The one great performance of a ruthless spy without any moral compass who would do anything for God or Country in killing enemy spies and spies on his own team for the greater good and for personal interest is Richard Boone in John Hustons THE KREMLIN LETTER. That's a spy film for adults along with THREE DAYS OF THE CONDOR, THE PARALLAX VIEW and THE MARATHON MAN. How I miss the paranoid conspiracy spy thrillers of the '70's. When I heard De Palma was making MI I was hoping it would have the ruthless template of spy thrillers of the'70's with confrontiing and disturbing as what Spielberg did with the extremely justified violence in MUNICH. MI is summer escapism for teenagers.  M1, M2, M3 have sleek blockbuster direction but the writing stinks.

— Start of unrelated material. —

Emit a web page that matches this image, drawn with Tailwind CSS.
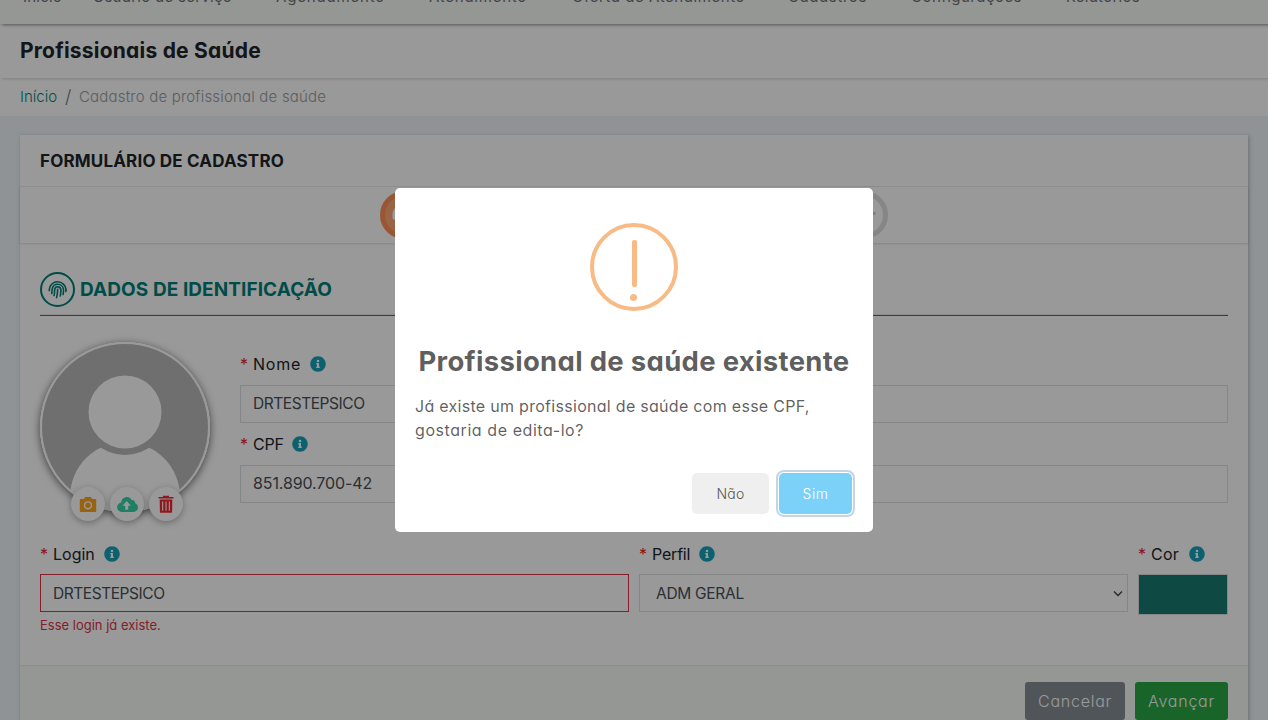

SKYFALL has the same McGuffin as De Palma's woeful script and SKYFALL is a masterpiece of writing with brilliant set-pieces and solid adult storytelling. The opening set-piece on the train in Turkey is shot for real without visual effects and is truly suspeseful and breathtaking. It is better then what De Palma did with the cartoon sequence on the roof-top of the TGV buttet train. That's how the Mission films should have been as ambitious as CASINO ROYALE and SKYFALL, that plays for all demagraphics with superior scripts.

I hope M5 will have the mindbending Manchurian game mind tricks of the tv show which none of the 4 films have!